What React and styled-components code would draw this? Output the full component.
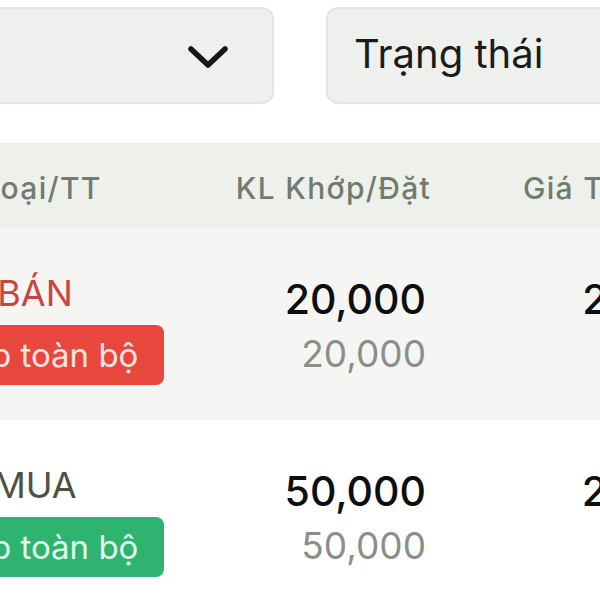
import React from 'react';
import styled, { createGlobalStyle } from 'styled-components';

const GlobalStyle = createGlobalStyle`
  html, body {
    margin: 0;
    padding: 0;
    background: #fff;
  }
  body {
    font-family: Inter, "Noto Sans", "DejaVu Sans", sans-serif;
    overflow: hidden;
  }
`;

const orders = [
  { side: 'BÁN', type: 'sell', matched: '20,000', placed: '20,000', price: '25,500', priceSub: '25,500', status: 'Khớp toàn bộ' },
  { side: 'MUA', type: 'buy', matched: '50,000', placed: '50,000', price: '24,800', priceSub: '24,800', status: 'Khớp toàn bộ' },
];

const App = () => {
  return (
    <>
      <GlobalStyle />
      <Screen>
        <Filters>
          <Select>
            <Chevron viewBox="0 0 40 24">
              <polyline points="3,4 20,20 37,4" />
            </Chevron>
          </Select>
          <Select $wide>
            <SelectText>Trạng thái</SelectText>
          </Select>
        </Filters>

        <Table>
          <HeadRow>
            <HeadCell $align="center">Loại/TT</HeadCell>
            <HeadCell $align="right" $pull>KL Khớp/Đặt</HeadCell>
            <HeadCell $align="left" $indent={97}>Giá TB/Đặt</HeadCell>
          </HeadRow>

          {orders.map((o, i) => (
            <Row key={i} $striped={i % 2 === 0}>
              <SideCell>
                <Side $type={o.type}>{o.side}</Side>
                <Badge $type={o.type}>{o.status}</Badge>
              </SideCell>
              <NumCell>
                <Main>{o.matched}</Main>
                <Sub>{o.placed}</Sub>
              </NumCell>
              <NumCell>
                <Main>{o.price}</Main>
                <Sub>{o.priceSub}</Sub>
              </NumCell>
            </Row>
          ))}
        </Table>
      </Screen>
    </>
  );
};

const Screen = styled.div`
  width: 600px;
  height: 600px;
  overflow: hidden;
  padding-top: 7px;
  box-sizing: border-box;
`;

const Filters = styled.div`
  display: flex;
  gap: 52px;
  margin-left: -100px;
  width: 800px;
`;

const Select = styled.div`
  flex: 0 0 374px;
  height: 97px;
  box-sizing: border-box;
  background: #eef0ed;
  border: 2px solid #e3e5e2;
  border-radius: 12px;
  display: flex;
  align-items: center;
  justify-content: ${({ $wide }) => ($wide ? 'flex-start' : 'flex-end')};
  padding: ${({ $wide }) => ($wide ? '0 0 4px 26px' : '0 44px 0 0')};
`;

const Chevron = styled.svg`
  width: 40px;
  height: 24px;
  margin-bottom: -2px;
  fill: none;
  stroke: #161616;
  stroke-width: 5.5;
  stroke-linecap: round;
  stroke-linejoin: round;
`;

const SelectText = styled.span`
  font-size: 40px;
  color: #1b1b1b;
  font-weight: 400;
`;

const Table = styled.div`
  margin-top: 39px;
  margin-left: -100px;
  width: 822px;
`;

const grid = `
  display: grid;
  grid-template-columns: 284px 242px 296px;
`;

const HeadRow = styled.div`
  ${grid}
  height: 85px;
  align-items: center;
  background: #eef0ec;
`;

const HeadCell = styled.div`
  text-align: ${({ $align }) => $align};
  padding-left: ${({ $indent }) => ($indent ? `${$indent}px` : 0)};
  margin-right: ${({ $pull }) => ($pull ? '-5px' : 0)};
  font-size: 30px;
  font-weight: 500;
  letter-spacing: 1.3px;
  color: #737b71;
  white-space: nowrap;
  padding-top: 4px;
`;

const Row = styled.div`
  ${grid}
  height: 192px;
  box-sizing: border-box;
  padding-top: 43px;
  align-items: start;
  background: ${({ $striped }) => ($striped ? '#f5f6f4' : '#fff')};
`;

const SideCell = styled.div`
  display: flex;
  flex-direction: column;
  align-items: center;
  gap: 10px;
`;

const Side = styled.div`
  font-size: 36px;
  line-height: 44px;
  margin-right: 14px;
  color: ${({ $type }) => ($type === 'sell' ? '#c8463f' : '#4b5340')};
`;

const Badge = styled.div`
  height: 60px;
  display: flex;
  align-items: center;
  padding: 0 26px 0 10px;
  border-radius: 8px;
  font-size: 33px;
  white-space: nowrap;
  background: ${({ $type }) => ($type === 'sell' ? '#e8473e' : '#2eb470')};
  color: ${({ $type }) => ($type === 'sell' ? '#fde4e1' : '#e2fbec')};
`;

const NumCell = styled.div`
  display: flex;
  flex-direction: column;
  align-items: flex-end;
  gap: 9px;
  margin-top: 4px;
`;

const Main = styled.div`
  font-size: 41px;
  line-height: 48px;
  font-weight: 450;
  color: #0e0e0e;
`;

const Sub = styled.div`
  font-size: 37px;
  line-height: 44px;
  color: #8b8e89;
`;

export default App;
·····
■ **What is asked**
Reply with nothing except the number of lines in the listing above that include "React".

■ **Exercise response**
2